Professionals from Pune double up as mentors to rural kids

Written By Sandip Kolhatkar | Updated:

5,000 students from the state's remote areas have benefited from a noble group of professionals.

As the government is trying to bridge the gap between the country’s urban and rural areas, a group of working professionals in Pune have created a unique concept called ‘Urban to Rural Student Mentoring.’

This endeavour sees a group comprising 70 to 80 professionals — some of them self-employed — reaching out to rural students from remote areas with pamphlets pasted outside schools bearing a mobile number and a note reading: ‘What do you aspire to be? If you need assistance, please call on the number below’.

If a student aspires to be a mechanical engineer, his message would be sent to an engineer with experience in a reputed company who would take on the responsibility of guiding the student towards his goal.
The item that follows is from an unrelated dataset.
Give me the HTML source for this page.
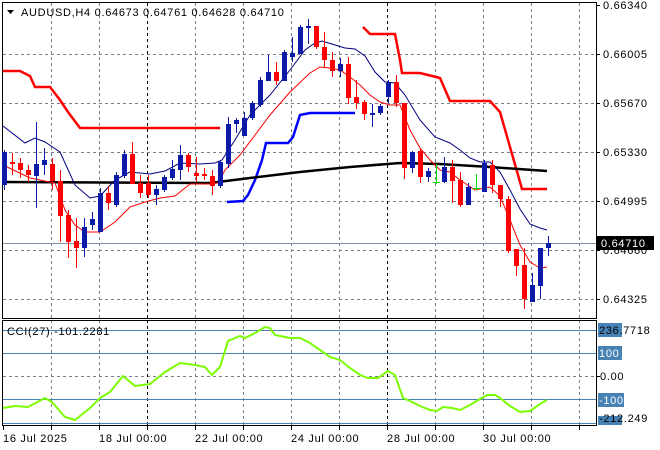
<!DOCTYPE html>
<html><head><meta charset="utf-8"><style>
html,body{margin:0;padding:0;background:#fff;width:660px;height:450px;overflow:hidden}
svg{display:block}
text{font-family:"Liberation Sans","DejaVu Sans",sans-serif;font-size:11px;fill:#000;letter-spacing:0.7px}
</style></head><body>
<svg width="660" height="450" viewBox="0 0 660 450" xmlns="http://www.w3.org/2000/svg">
<rect width="660" height="450" fill="#fff"/>
<g stroke="#778088" stroke-width="1" stroke-dasharray="3,3">
<path d="M51.5 3V318M99.5 3V318M195.5 3V318M243.5 3V318M291.5 3V318M339.5 3V318M435.5 3V318M483.5 3V318M531.5 3V318M579.5 3V318"/>
<path d="M51.5 320V425M99.5 320V425M195.5 320V425M243.5 320V425M291.5 320V425M339.5 320V425M435.5 320V425M483.5 320V425M531.5 320V425M579.5 320V425"/>
<path d="M3 54.5H596M3 103.5H596M3 152.5H596M3 201.5H596M3 250.5H596M3 299.5H596M3 376.5H596"/>
</g>
<g stroke="#000" stroke-width="1" stroke-dasharray="3,3">
<path d="M147.5 3V318M387.5 3V318M147.5 320V425M387.5 320V425"/>
</g>
<path d="M3 243.5H596" stroke="#8090a0" stroke-width="1"/>
<g stroke="#4682b4" stroke-width="1"><path d="M3 330.5H596M3 353.5H596M3 399.5H596M3 423.5H596"/></g>
<rect x="2.5" y="2.5" width="594" height="316" fill="none" stroke="#000"/>
<rect x="2.5" y="320.5" width="594" height="105" fill="none" stroke="#000"/>
<polyline fill="none" stroke="#f00" stroke-width="2.5" points="3,71 20,71 30,76 35,87 50,87 60,100 68,112 80,128 220,128"/>
<polyline fill="none" stroke="#f00" stroke-width="2.5" points="363,27 370,34 395,34 400,60 402,73 420,73 440,78 450,101 490,101 500,112 522,189 547,189"/>
<polyline fill="none" stroke="#00f" stroke-width="2.5" points="227,202 243,201 248,195 255,180 262,160 266,143 288,143 293,137 300,115 305,114 310,113 355,113"/>
<polyline fill="none" stroke="#000" stroke-width="2.5" points="3,182 210,183 250,178 300,172 350,167 400,163 440,164 490,167 547,171"/>
<polyline fill="none" stroke="#000080" stroke-width="1" points="3,126 25,143 35,138 45,142 60,152 75,185 90,198 100,196 115,180 130,172 150,174 165,171 180,163 200,164 215,163 222,160 235,140 250,115 270,95 290,70 305,50 315,43 322,41 335,45 345,48 355,49 365,56 375,72 385,82 395,83 405,95 420,120 435,137 450,143 460,150 470,158 480,162 490,162 500,172 510,190 520,209 530,224 540,228 547,230"/>
<polyline fill="none" stroke="#f00" stroke-width="1" points="3,165 30,178 40,180 55,183 65,210 75,225 85,232 100,232 115,222 130,207 145,202 160,198 175,196 190,184 210,184 218,183 225,170 240,155 255,135 270,115 290,92 310,73 320,67 330,68 340,70 350,77 360,85 370,95 380,102 390,105 400,105 410,130 420,148 430,160 440,170 450,172 460,180 475,190 490,187 500,196 510,220 520,245 530,262 540,268 547,267"/>
<g>
<g stroke="#0c1aa8" fill="#0c1aa8">
<path d="M4.5 150V190M36.5 122V208M44.5 148V175M84.5 218V257M92.5 212V230M100.5 188V232M116.5 172V207M124.5 150V178M156.5 185V205M164.5 175V192M172.5 160V180M180.5 145V180M220.5 160V188M228.5 117V168M236.5 118V133M244.5 112V136M252.5 101V120M260.5 77V107M268.5 55V81M284.5 50V81M292.5 37V62M300.5 25V54M308.5 19V44M340.5 58V77M372.5 104V127M380.5 104V115M388.5 80V103M412.5 151V173M428.5 168V182M444.5 157V183M468.5 183V205M484.5 160V192M532.5 273V302M540.5 248V299M548.5 236V256"/>
</g>
<g fill="#0c1aa8">
<rect x="2" y="152" width="5" height="33"/><rect x="34" y="164" width="5" height="12"/><rect x="42" y="160" width="5" height="5"/><rect x="82" y="227" width="5" height="21"/><rect x="90" y="219" width="5" height="6"/><rect x="98" y="193" width="5" height="39"/><rect x="114" y="175" width="5" height="30"/><rect x="122" y="154" width="5" height="22"/><rect x="154" y="189" width="5" height="6"/><rect x="162" y="177" width="5" height="13"/><rect x="170" y="169" width="5" height="9"/><rect x="178" y="155" width="5" height="15"/><rect x="218" y="162" width="5" height="24"/><rect x="226" y="124" width="5" height="40"/><rect x="234" y="120" width="5" height="4"/><rect x="242" y="118" width="5" height="18"/><rect x="250" y="103" width="5" height="15"/><rect x="258" y="80" width="5" height="25"/><rect x="266" y="72" width="5" height="9"/><rect x="282" y="52" width="5" height="29"/><rect x="290" y="53" width="5" height="4"/><rect x="298" y="27" width="5" height="27"/><rect x="306" y="26" width="5" height="2"/><rect x="338" y="64" width="5" height="7"/><rect x="370" y="113" width="5" height="2"/><rect x="378" y="106" width="5" height="7"/><rect x="386" y="83" width="5" height="14"/><rect x="410" y="152" width="5" height="16"/><rect x="426" y="171" width="5" height="6"/><rect x="442" y="167" width="5" height="15"/><rect x="466" y="187" width="5" height="18"/><rect x="482" y="163" width="5" height="29"/><rect x="530" y="285" width="5" height="17"/><rect x="538" y="248" width="5" height="38"/><rect x="546" y="243" width="5" height="5"/>
</g>
<g stroke="#f00">
<path d="M12.5 153V175M20.5 158V178M28.5 165V182M52.5 158V190M60.5 170V242M68.5 210V258M76.5 218V268M108.5 186V210M132.5 142V184M140.5 175V198M148.5 175V198M188.5 153V172M196.5 157V182M204.5 168V180M212.5 170V195M276.5 62V85M316.5 26V49M324.5 32V67M332.5 52V77M348.5 57V104M356.5 80V109M364.5 100V120M396.5 75V107M404.5 103V179M420.5 148V183M452.5 160V203M460.5 172V207M492.5 160V193M500.5 185V207M508.5 196V253M516.5 249V276M524.5 248V309"/>
</g>
<g fill="#f00">
<rect x="10" y="162" width="5" height="2"/><rect x="18" y="163" width="5" height="7"/><rect x="26" y="170" width="5" height="5"/><rect x="50" y="164" width="5" height="17"/><rect x="58" y="181" width="5" height="35"/><rect x="66" y="215" width="5" height="27"/><rect x="74" y="241" width="5" height="7"/><rect x="106" y="193" width="5" height="10"/><rect x="130" y="154" width="5" height="30"/><rect x="138" y="183" width="5" height="10"/><rect x="146" y="183" width="5" height="12"/><rect x="186" y="155" width="5" height="12"/><rect x="194" y="173" width="5" height="3"/><rect x="202" y="174" width="5" height="2"/><rect x="210" y="176" width="5" height="10"/><rect x="274" y="72" width="5" height="9"/><rect x="314" y="26" width="5" height="21"/><rect x="322" y="47" width="5" height="13"/><rect x="330" y="60" width="5" height="11"/><rect x="346" y="64" width="5" height="34"/><rect x="354" y="97" width="5" height="6"/><rect x="362" y="102" width="5" height="12"/><rect x="394" y="82" width="5" height="21"/><rect x="402" y="103" width="5" height="65"/><rect x="418" y="151" width="5" height="26"/><rect x="450" y="167" width="5" height="14"/><rect x="458" y="180" width="5" height="25"/><rect x="490" y="165" width="5" height="20"/><rect x="498" y="185" width="5" height="14"/><rect x="506" y="199" width="5" height="52"/><rect x="514" y="249" width="5" height="17"/><rect x="522" y="265" width="5" height="34"/>
</g>
<g stroke="#00e000"><path d="M436.5 164V184M433 182.5H440M476.5 174V190M473 188.5H480"/></g>
</g>
<polyline fill="none" stroke="#7cfc00" stroke-width="2" points="3,408 15,406 28,407 45,398 52,402 65,417 75,420 90,408 100,398 110,392 123,376 135,386 150,384 165,372 180,363 195,365 205,367 212,375 220,367 228,341 240,336 245,338 255,333 265,327 270,328 275,335 290,338 300,338 310,343 320,350 330,357 340,360 350,368 360,375 368,378 378,378 388,371 395,375 403,398 410,401 420,406 430,410 437,411 443,407 452,408 460,410 470,405 480,399 487,395 495,395 500,398 510,406 520,412 530,411 540,404 547,400"/>
<path d="M7 10H14L10.5 14Z" fill="#000"/>
<text x="21" y="16">AUDUSD,H4  0.64673 0.64761 0.64628 0.64710</text>
<text x="7" y="335">CCI(27) -101.2281</text>
<g stroke="#000"><path d="M596 5.5H600M596 54.5H600M596 103.5H600M596 152.5H600M596 201.5H600M596 250.5H600M596 299.5H600M596 376.5H600"/></g>
<text x="603" y="9">0.66340</text>
<text x="603" y="58">0.66005</text>
<text x="603" y="107">0.65670</text>
<text x="603" y="156">0.65330</text>
<text x="603" y="205">0.64995</text>
<text x="603" y="254">0.64660</text>
<text x="603" y="303">0.64325</text>
<rect x="597" y="236" width="57" height="14" fill="#000"/>
<text x="601" y="247" style="fill:#fff">0.64710</text>
<rect x="598" y="323" width="24" height="14" fill="#4682b4"/>
<text x="599" y="334">236.7718</text>
<rect x="598" y="346" width="24" height="14" fill="#4682b4"/>
<text x="599" y="357" style="fill:#fff">100</text>
<text x="600" y="380">0.00</text>
<rect x="598" y="393" width="26" height="14" fill="#4682b4"/>
<text x="599" y="404" style="fill:#fff">-100</text>
<rect x="598" y="416" width="24" height="9" fill="#4682b4"/>
<text x="599" y="422">-212.249</text>
<g stroke="#000"><path d="M3.5 426V430M51.5 426V430M99.5 426V430M147.5 426V430M195.5 426V430M243.5 426V430M291.5 426V430M339.5 426V430M387.5 426V430M435.5 426V430M483.5 426V430M531.5 426V430M579.5 426V430"/></g>
<text x="3" y="442">16 Jul 2025</text>
<text x="99" y="442">18 Jul 00:00</text>
<text x="195" y="442">22 Jul 00:00</text>
<text x="291" y="442">24 Jul 00:00</text>
<text x="387" y="442">28 Jul 00:00</text>
<text x="483" y="442">30 Jul 00:00</text>
</svg>
</body></html>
“Two years ago, we started this project after feeling that rural students find it difficult to choose the right career option compared to their urban counterparts; and the main reason for this is the lack of proper career guidance and mentoring,” said Ravi Ghate, director of SMSONE and the brain behind the project.

He said that the concept took root during discussions with friends.
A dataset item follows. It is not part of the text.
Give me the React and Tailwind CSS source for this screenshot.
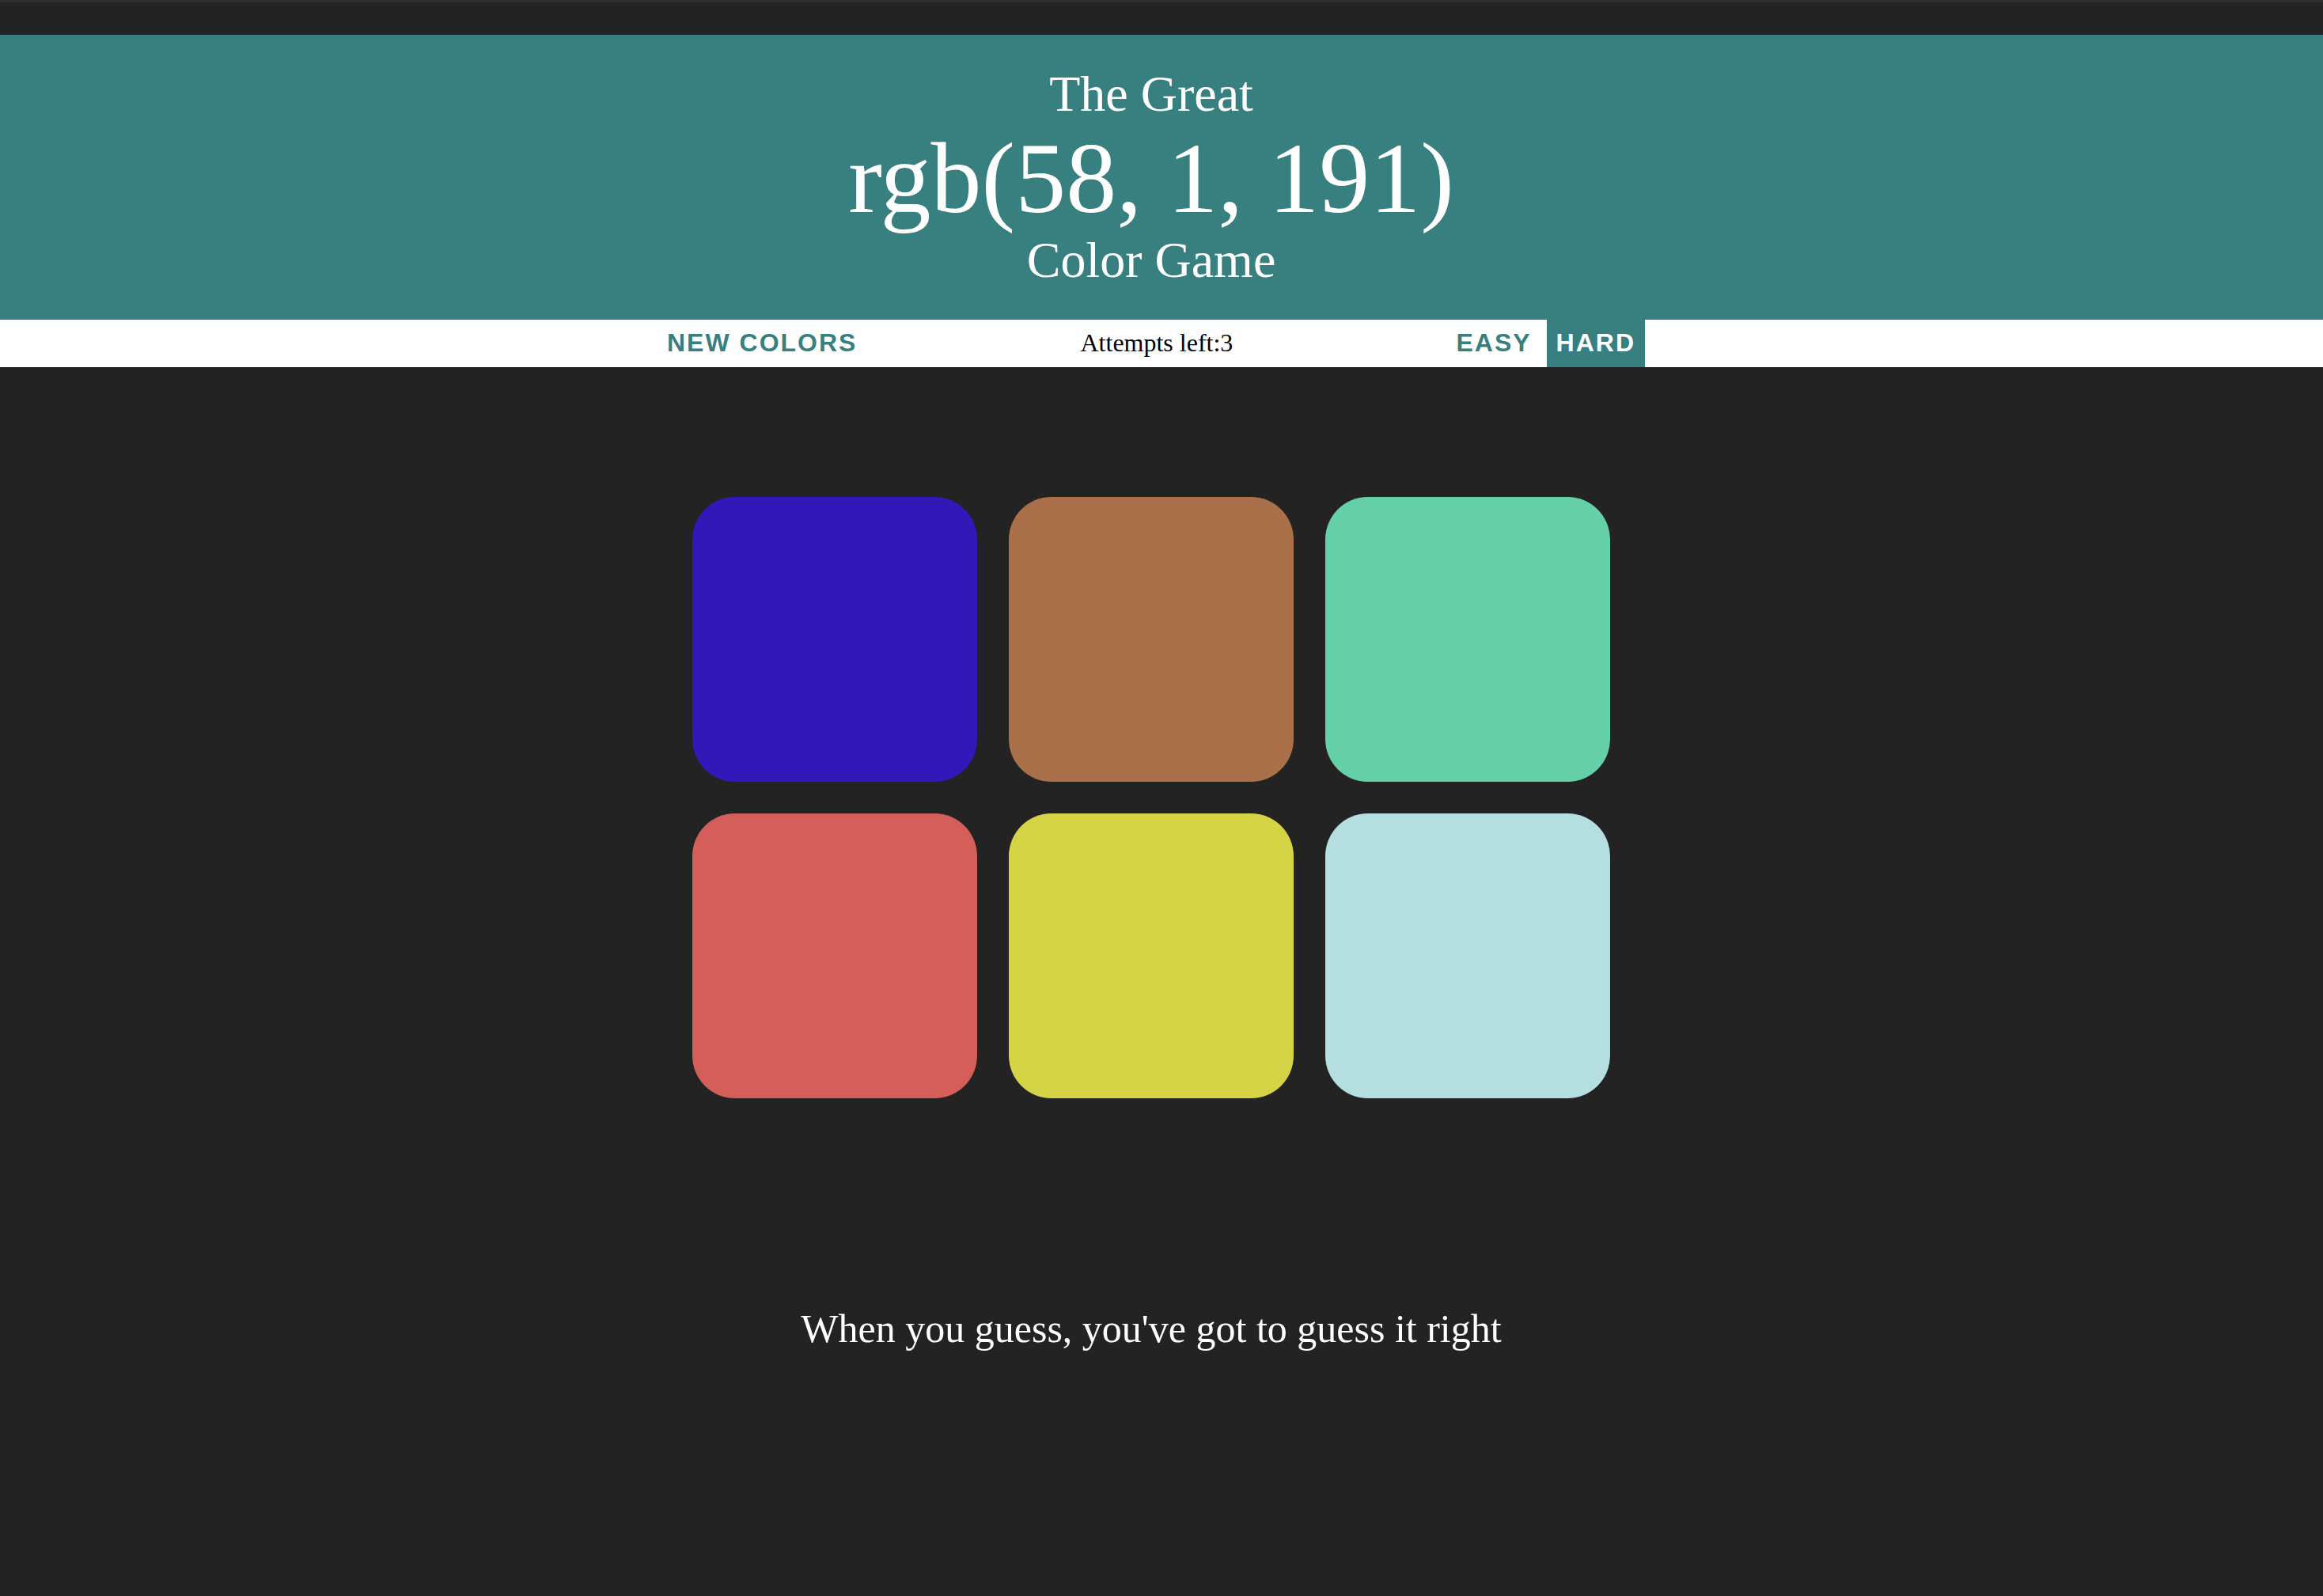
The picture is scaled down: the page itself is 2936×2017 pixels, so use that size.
export default function App() {
  const colors = ["#3218b8", "#a97049", "#66d1a8", "#d45f5a", "#d5d447", "#b5dee0"];
  const serif = { fontFamily: '"Liberation Serif", "Times New Roman", serif' };
  const sans = { fontFamily: '"Liberation Sans", Arial, sans-serif' };
  return (
    <div className="min-h-[2017px] bg-[#232323] flex flex-col" style={serif}>
      <div className="h-[3px] bg-[#2e2e31]" />
      <div className="h-[41px]" />
      <header className="bg-[#387f80] text-white pt-[40px] pb-[39px] pr-[26px] flex flex-col items-center font-normal">
        <div className="text-[64px] leading-[70.4px]">The Great</div>
        <div className="text-[128px] leading-[137px] pt-[3px]">rgb(58, 1, 191)</div>
        <div className="text-[64px] leading-[70.4px]">Color Game</div>
      </header>
      <nav className="bg-white h-[60px] pr-[26px] flex justify-center items-stretch">
        <div className="flex items-stretch">
          <button
            className="h-full px-[12px] pb-[2px] text-[32px] font-bold uppercase tracking-[2px] text-[#387f80] bg-white"
            style={sans}
          >
            New Colors
          </button>
          <div className="w-[587px] ml-[73px] pb-[2px] flex items-center justify-center text-[32px] text-black">
            Attempts left:3
          </div>
          <div className="ml-[73px] flex items-stretch gap-[7px]">
            <button
              className="h-full px-[12px] pb-[2px] text-[32px] font-bold uppercase tracking-[2px] text-[#387f80] bg-white"
              style={sans}
            >
              Easy
            </button>
            <button
              className="h-full px-[12px] pb-[2px] text-[32px] font-bold uppercase tracking-[2px] text-white bg-[#387f80]"
              style={sans}
            >
              Hard
            </button>
          </div>
        </div>
      </nav>
      <main className="pr-[26px] flex flex-col items-center">
        <div className="mt-[164px] grid grid-cols-3 gap-[40px]">
          {colors.map((c, i) => (
            <div
              key={i}
              className="w-[360px] h-[360px] rounded-[54px]"
              style={{ backgroundColor: c }}
            />
          ))}
        </div>
        <p className="mt-[261px] text-[50px] leading-[60px] text-white">
          When you guess, you've got to guess it right
        </p>
      </main>
    </div>
  );
}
Ghate’s friends were either employed by big firms or were running their own enterprises.

“We went to rural areas in districts like Ahmednagar, Solapur, Sangali, Akola, Yawatmal, Dhule, Wardha and started pasting pamphlets outside schools immediately after the class 12 examinations were over,” said Ghate.

After some days,  calls and messages started pouring in and several students and parents started calling, seeking assistance.
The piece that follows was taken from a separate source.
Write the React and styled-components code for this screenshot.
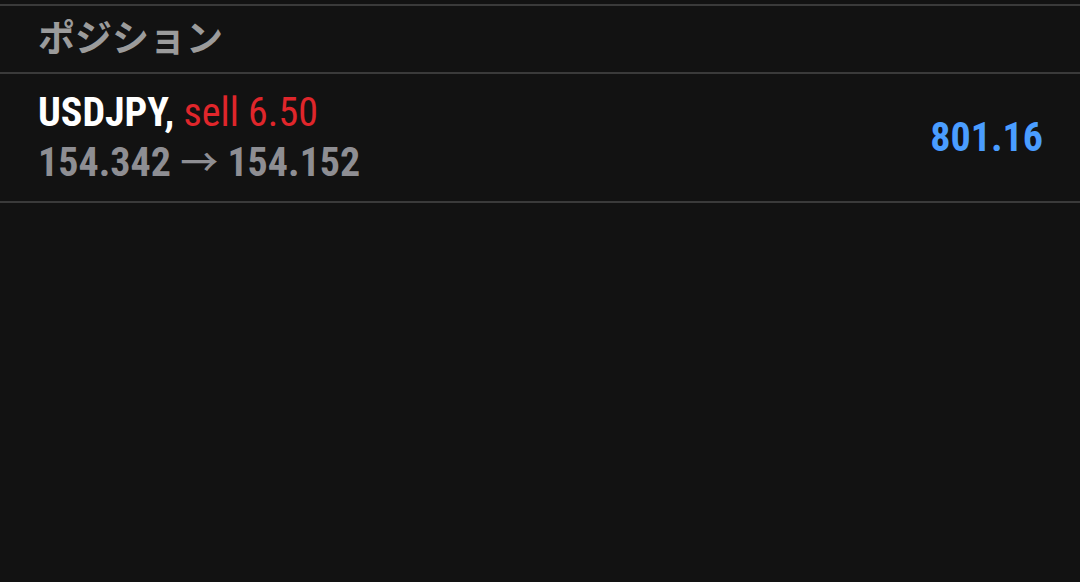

“We then, as per the category, distributed the messages to working professionals related to the respective fields and these mentors started calling the students,” he said.

Akshay Shinde, 19, from Karmala in Solapur district, who is now studying to become a mechanical engineer, was one such person who got the right guidance from his mentor Jaideep Pathare, who is self-employed.

“In the HSC exams, I secured 86 per cent; however, as my family was not educated, i was confused as to which stream I should choose. Later, I came across the pamphlet and called up the number and expressed that I would like to be an engineer and sought assistance,” said Akshay, whose father is a gardener. “On the same evening, Jaideep sir called me and told me that he would be mentoring me to achieve my goal. Thereafter, he started giving me information on entrance tests. He checked my aptitude and told me that I should take up mechanical engineering.”

Jaideep provided Akshay with study material for the entrance exam, helped him clear the entrance test and gain admission to AISSMS college of Engineering in Pune.

While talking to dna, Jaideep said that more than 10,000 students with a rural  background had called the group, and 5000 students have benefited from the project.